Sort your actions on that axis first. Reversible: act and offer undo. Irreversible: stop, prepare, and slow down on purpose. Almost every loop I have seen in trouble had it backward, gating the cheap stuff into a blur and waving the expensive stuff through on momentum.

Design the loop, then automate around it

The reframe that changes how a team builds: the human-in-the-loop is not the agent’s safety net. It is a first-class part of the system, and it gets designed as deliberately as the retrieval layer or the tool schema. Where does human judgment have the highest marginal value, and how do you get the machine to do everything up to that point so the person spends their attention only on the call that needs a person?
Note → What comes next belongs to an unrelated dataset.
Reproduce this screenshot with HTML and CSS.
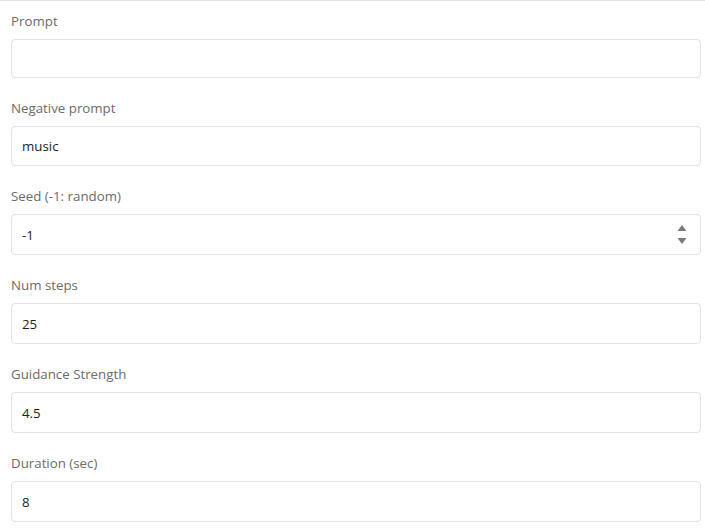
FILE: index.html
```html
<!DOCTYPE html>
<html>
<head>
<meta charset="utf-8">
<link rel="stylesheet" href="styles.css">
</head>
<body>
<div class="form">
  <div class="field">
    <label class="label">Prompt</label>
    <div class="input first"></div>
  </div>
  <div class="field">
    <label class="label">Negative prompt</label>
    <div class="input small">music</div>
  </div>
  <div class="field">
    <label class="label">Seed (-1: random)</label>
    <div class="input number">-1
      <svg class="spin" width="10" height="19" viewBox="0 0 10 19"><path d="M5 0 L9.5 6 H0.5 Z M5 19 L9.5 13 H0.5 Z" fill="#7a7a7a"/></svg>
    </div>
  </div>
  <div class="field">
    <label class="label">Num steps</label>
    <div class="input">25</div>
  </div>
  <div class="field">
    <label class="label">Guidance Strength</label>
    <div class="input">4.5</div>
  </div>
  <div class="field">
    <label class="label">Duration (sec)</label>
    <div class="input">8</div>
  </div>
</div>
</body>
</html>
```
FILE: styles.css
```css
html, body {
  margin: 0;
  padding: 0;
  background: #ffffff;
}
body {
  font-family: "Open Sans", "Noto Sans", "Liberation Sans", sans-serif;
  font-size: 13.3px;
}
.form {
  border-top: 1px solid #e3e3e3;
  padding: 10px 4px 0 11px;
  display: flex;
  flex-direction: column;
  gap: 20px;
}
.field {
  display: flex;
  flex-direction: column;
  gap: 8px;
}
.label {
  display: block;
  height: 20px;
  line-height: 20px;
  color: #6b6b6b;
}
.input {
  box-sizing: border-box;
  height: 41px;
  border: 1px solid #e3e3e3;
  border-radius: 4px;
  padding: 0 10px;
  display: flex;
  align-items: center;
  color: #1f1f1f;
  font-size: 13.3px;
}
.input.first {
  height: 39px;
}
.input.small {
  height: 40px;
}
.input.number {
  justify-content: space-between;
  padding-right: 13px;
}
.spin {
  display: block;
}
```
That is a UX question and an architecture question wearing a trench coat, pretending to be a compliance checkbox. The compliance team will accept the checkbox. Your operations lead, four minutes into a queue of forty, will not be protected by it. She will be exposed by it, and so will you, the first time the agent is confidently wrong and her name is on the approval.

A good loop is more work than a button. It means building the diff renderer, the context assembler, the confidence surface, the reversibility classifier, the audit record that captures what the human saw and not just what they clicked. None of that is the agent. All of it is the safety.

So when someone tells me their agent is safe because there is a human in the loop, I have one question. What does the human see, and how long do they have to look at it? If the answer is a summary and a button, there is no loop. There is a person you have positioned to take the fall.

Where, exactly, is the judgment in your loop, and have you given it anything to work with?